Using this method, it's easy to look at a blueprint and just write the program by hand. You can just enter the end points and center points of lines and radius' and add a G41 (or G42) to your code. Once the program is done,it's pretty intuitive to change the diameter value in the control to the actual diameter of the cutter and get a reasonable part milled. If your end mill is .499 inches in diameter, just enter that as the D value in your control. If you want to make the part a bit bigger all around, enter the value as .501 and 'trick' the control into moving the path away from the part profile. With just a little simple math, done in your head, it's easy to manipulate the size of the part.

After moving across the country, to the west coast, I was taught a different way of using cutter radius compensation. A part programmer can use a CAM system to make the cutter path the radius value of the cutter away from the part profile and then use very small values in the D value of the control to manipulate the size of the part.

The cutter value can be .000" to be 'on the line' and you can change it by .001" or -.001" to manipulate the part profile.

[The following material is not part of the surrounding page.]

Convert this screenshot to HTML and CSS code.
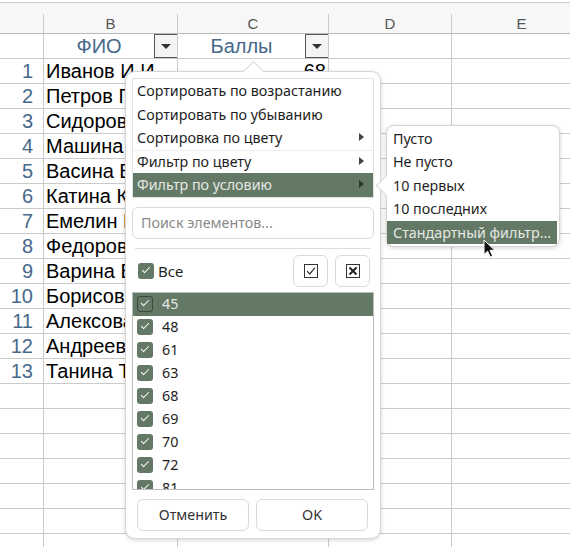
FILE: index.html
```html
<!DOCTYPE html>
<html lang="ru">
  <head>
    <meta charset="UTF-8" />
    <title>Автофильтр</title>
    <link rel="stylesheet" href="styles.css">
  </head>
  <body>
    <div class="screen">
      <div class="sheet">
        <div class="strip"></div>
        <div class="row colhead">
          <div class="c"></div><div class="c">B</div><div class="c">C</div><div class="c">D</div><div class="c">E</div>
        </div>
        <div class="row head">
          <div class="c"></div>
          <div class="c hcell"><span class="title">ФИО</span><span class="dd"></span></div>
          <div class="c hcell"><span class="title">Баллы</span><span class="dd"></span></div>
          <div class="c"></div><div class="c"></div>
        </div>
        <div class="row"><div class="c num">1</div><div class="c name">Иванов И.И.</div><div class="c val">68</div><div class="c"></div><div class="c"></div></div>
        <div class="row"><div class="c num">2</div><div class="c name">Петров П.П.</div><div class="c val"></div><div class="c"></div><div class="c"></div></div>
        <div class="row"><div class="c num">3</div><div class="c name">Сидоров С.С.</div><div class="c val"></div><div class="c"></div><div class="c"></div></div>
        <div class="row"><div class="c num">4</div><div class="c name">Машина М.М.</div><div class="c val"></div><div class="c"></div><div class="c"></div></div>
        <div class="row"><div class="c num">5</div><div class="c name">Васина В.В.</div><div class="c val"></div><div class="c"></div><div class="c"></div></div>
        <div class="row"><div class="c num">6</div><div class="c name">Катина К.К.</div><div class="c val"></div><div class="c"></div><div class="c"></div></div>
        <div class="row"><div class="c num">7</div><div class="c name">Емелин Е.Е.</div><div class="c val"></div><div class="c"></div><div class="c"></div></div>
        <div class="row"><div class="c num">8</div><div class="c name">Федоров Ф.Ф.</div><div class="c val"></div><div class="c"></div><div class="c"></div></div>
        <div class="row"><div class="c num">9</div><div class="c name">Варина В.В.</div><div class="c val"></div><div class="c"></div><div class="c"></div></div>
        <div class="row"><div class="c num">10</div><div class="c name">Борисов Б.Б.</div><div class="c val"></div><div class="c"></div><div class="c"></div></div>
        <div class="row"><div class="c num">11</div><div class="c name">Алексова А.А.</div><div class="c val"></div><div class="c"></div><div class="c"></div></div>
        <div class="row"><div class="c num">12</div><div class="c name">Андреев А.А.</div><div class="c val"></div><div class="c"></div><div class="c"></div></div>
        <div class="row"><div class="c num">13</div><div class="c name">Танина Т.Т.</div><div class="c val"></div><div class="c"></div><div class="c"></div></div>
        <div class="row"><div class="c"></div><div class="c"></div><div class="c"></div><div class="c"></div><div class="c"></div></div>
        <div class="row"><div class="c"></div><div class="c"></div><div class="c"></div><div class="c"></div><div class="c"></div></div>
        <div class="row"><div class="c"></div><div class="c"></div><div class="c"></div><div class="c"></div><div class="c"></div></div>
        <div class="row"><div class="c"></div><div class="c"></div><div class="c"></div><div class="c"></div><div class="c"></div></div>
        <div class="row"><div class="c"></div><div class="c"></div><div class="c"></div><div class="c"></div><div class="c"></div></div>
        <div class="row"><div class="c"></div><div class="c"></div><div class="c"></div><div class="c"></div><div class="c"></div></div>
        <div class="row"><div class="c"></div><div class="c"></div><div class="c"></div><div class="c"></div><div class="c"></div></div>
      </div>

      <!-- autofilter popup -->
      <div class="popup">
        <span class="notch notch-up"></span>
        <ul class="menu">
          <li>Сортировать по возрастанию</li>
          <li>Сортировать по убыванию</li>
          <li class="has-sub">Сортировка по цвету</li>
          <li class="has-sub sep">Фильтр по цвету</li>
          <li class="has-sub active">Фильтр по условию</li>
        </ul>
        <input class="search" type="text" placeholder="Поиск элементов..." />
        <div class="divider"></div>
        <div class="all-row">
          <span class="check-all"><span class="box"></span>Все</span>
          <button class="icon-btn" title="Выбрать все">
            <svg width="16" height="16" viewBox="0 0 16 16">
              <rect x="1.5" y="1.5" width="13" height="13" fill="none" stroke="#333" stroke-width="1"/>
              <path d="M4 8.2 L6.8 11 L12 4.6" fill="none" stroke="#333" stroke-width="1.2"/>
            </svg>
          </button>
          <button class="icon-btn" title="Снять все">
            <svg width="16" height="16" viewBox="0 0 16 16">
              <rect x="1.5" y="1.5" width="13" height="13" fill="none" stroke="#333" stroke-width="1"/>
              <path d="M4.5 4.5 L11.5 11.5 M11.5 4.5 L4.5 11.5" fill="none" stroke="#222" stroke-width="2"/>
            </svg>
          </button>
        </div>
        <ul class="values">
          <li class="active"><span class="box"></span>45</li>
          <li><span class="box"></span>48</li>
          <li><span class="box"></span>61</li>
          <li><span class="box"></span>63</li>
          <li><span class="box"></span>68</li>
          <li><span class="box"></span>69</li>
          <li><span class="box"></span>70</li>
          <li><span class="box"></span>72</li>
          <li><span class="box"></span>81</li>
        </ul>
        <div class="actions">
          <button class="btn">Отменить</button>
          <button class="btn">OK</button>
        </div>
      </div>

      <div class="submenu">
        <span class="notch notch-left"></span>
        <ul>
          <li>Пусто</li>
          <li>Не пусто</li>
          <li>10 первых</li>
          <li>10 последних</li>
          <li class="active">Стандартный фильтр...</li>
        </ul>
      </div>

      <svg class="cursor" width="14" height="20" viewBox="0 0 14 20">
        <path d="M1 1 L1 15.5 L4.6 12.2 L7.2 18 L9.6 17 L7 11.3 L11.8 11.3 Z" fill="#111" stroke="#fff" stroke-width="1" stroke-linejoin="round"/>
      </svg>
    </div>
  </body>
</html>
```

FILE: styles.css
```css
body {
  margin: 0;
  background-color: white;
  font-family: "Liberation Sans", Arial, sans-serif;
}
.screen {
  position: relative;
  width: 570px;
  height: 547px;
  overflow: hidden;
}
.strip {
  margin-top: 2px;
  height: 11px;
  border-top: 1px solid #cdcdcd;
  background-color: #f7f7f7;
}
.row {
  display: grid;
  grid-template-columns: 44px 134px 151px 123px 140px;
  height: 25px;
}
.c {
  box-sizing: border-box;
  border-right: 1px solid #cacaca;
  border-bottom: 1px solid #cacaca;
  font-size: 20px;
  line-height: 24px;
  white-space: nowrap;
  overflow: hidden;
}
.colhead {
  height: 20px;
  background-color: #f7f7f7;
}
.colhead .c {
  font-size: 15px;
  line-height: 19px;
  text-align: center;
  color: #555;
  border-bottom-color: #b9b9b9;
}
.hcell {
  display: flex;
  align-items: stretch;
}
.hcell .title {
  flex: 1;
  text-align: center;
  color: #46688a;
}
.dd {
  width: 23px;
  box-sizing: border-box;
  border: 1px solid #555;
  border-right: none;
  background-color: #f4f4f4;
  position: relative;
}
.dd::after {
  content: "";
  position: absolute;
  left: 6px;
  top: 9px;
  border-left: 5px solid transparent;
  border-right: 5px solid transparent;
  border-top: 5px solid #333;
}
.num {
  text-align: right;
  padding-right: 10px;
  color: #46688a;
}
.name {
  padding-left: 2px;
  color: #000;
}
.val {
  text-align: right;
  padding-right: 2px;
  color: #000;
}

/* popup */
.popup {
  position: absolute;
  left: 125px;
  top: 71px;
  width: 256px;
  box-sizing: border-box;
  padding: 6px 6px 7px;
  background-color: white;
  border: 1px solid #d6d6d6;
  border-radius: 10px;
  box-shadow: 0 1px 4px rgba(0, 0, 0, 0.18);
  font-family: "Noto Sans", sans-serif;
  font-size: 14.3px;
  color: #1e1e1e;
}
.notch {
  position: absolute;
  width: 14px;
  height: 14px;
  background-color: white;
  transform: rotate(45deg);
}
.notch-up {
  left: 120px;
  top: -8px;
  border-left: 1px solid #d6d6d6;
  border-top: 1px solid #d6d6d6;
}
.notch-left {
  left: -8px;
  top: 52px;
  border-left: 1px solid #d6d6d6;
  border-bottom: 1px solid #d6d6d6;
}
ul {
  list-style: none;
  margin: 0;
  padding: 0;
}
.menu {
  position: relative;
  border: 1px solid #e2e2e2;
}
.menu li {
  height: 23.6px;
  line-height: 23px;
  padding-left: 4px;
  position: relative;
}
.menu li.sep {
  box-shadow: inset 0 1px 0 #efefef;
}
.has-sub::after {
  content: "";
  position: absolute;
  right: 9px;
  top: 7px;
  border-top: 4.5px solid transparent;
  border-bottom: 4.5px solid transparent;
  border-left: 5px solid #444;
}
.menu li.active,
.values li.active,
.submenu li.active {
  background-color: #647866;
  color: #e4e8e4;
}
.menu li.active::after {
  border-left-color: #333;
}
.search {
  display: block;
  width: 100%;
  box-sizing: border-box;
  height: 32px;
  margin-top: 9px;
  padding: 0 8px;
  border: 1px solid #d9d9d9;
  border-radius: 6px;
  font-family: "Noto Sans", sans-serif;
  font-size: 14.3px;
  outline: none;
}
.search::placeholder {
  color: #8a8a8a;
}
.divider {
  margin: 9px 3px 0;
  border-top: 1px solid #dedede;
}
.all-row {
  display: flex;
  align-items: center;
  gap: 7px;
  margin-top: 6px;
  padding: 0 4px 0 6px;
  height: 32px;
}
.check-all {
  flex: 1;
  display: flex;
  align-items: center;
  gap: 4px;
  font-size: 15px;
}
.box {
  display: inline-block;
  position: relative;
  flex: none;
  width: 16px;
  height: 16px;
  box-sizing: border-box;
  border-radius: 3px;
  background-color: #647866;
}
.box::after {
  content: "";
  position: absolute;
  left: 4px;
  top: 4px;
  width: 7px;
  height: 3px;
  border-left: 1.6px solid white;
  border-bottom: 1.6px solid white;
  transform: rotate(-45deg);
}
.icon-btn {
  width: 35px;
  height: 32px;
  padding: 0;
  display: flex;
  align-items: center;
  justify-content: center;
  background-color: white;
  border: 1px solid #dadada;
  border-radius: 6px;
}
.values {
  margin-top: 5px;
  height: 198px;
  overflow: hidden;
  box-sizing: border-box;
  border: 1px solid #bdbdbd;
}
.values li {
  height: 23px;
  line-height: 20px;
  display: flex;
  align-items: center;
  gap: 9px;
  padding-left: 4px;
}
.values li.active .box {
  border: 1px solid #3c4a3e;
}
.values li.active .box::after {
  left: 3px;
  top: 3px;
}
.actions {
  display: flex;
  gap: 7px;
  margin-top: 9px;
  padding: 0 5px;
}
.btn {
  width: 112px;
  height: 32px;
  background-color: white;
  border: 1px solid #dadada;
  border-radius: 6px;
  font-family: "Noto Sans", sans-serif;
  font-size: 14.3px;
  color: #333;
}

/* submenu */
.submenu {
  position: absolute;
  left: 386px;
  top: 125px;
  width: 174px;
  box-sizing: border-box;
  padding: 1px 2px 2px 0;
  background-color: white;
  border: 1px solid #d6d6d6;
  border-radius: 8px;
  box-shadow: 0 1px 4px rgba(0, 0, 0, 0.18);
  font-family: "Noto Sans", sans-serif;
  font-size: 14.3px;
  color: #1e1e1e;
}
.submenu li {
  position: relative;
  height: 23.4px;
  line-height: 23px;
  padding-left: 6px;
  white-space: nowrap;
}
.cursor {
  position: absolute;
  left: 483px;
  top: 239px;
}
```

I guess you could call this the 'West Coast' method. Nowadays, I am using this method with my home shop mill. I've just gotten used to it. I'm using my Centroid post processor with HeeksCNC and things work well for this. In the post, there is a bit of code that adds a lead in line to the roll on radius. This is needed to give the control a bit of distance to move the cutter before it reaches an arc, while doing the cutter compensation. If I don't have a straight line on the first line of a crc move, the control gives an error. It works the same way on the lead out line just after the roll off radius. I don't think EMC2 works this way- I think you can start with a roll on radius with a crc command, without getting an error. This seems to be an exception in the cnc control world though. Most commercial controls expect a straight line.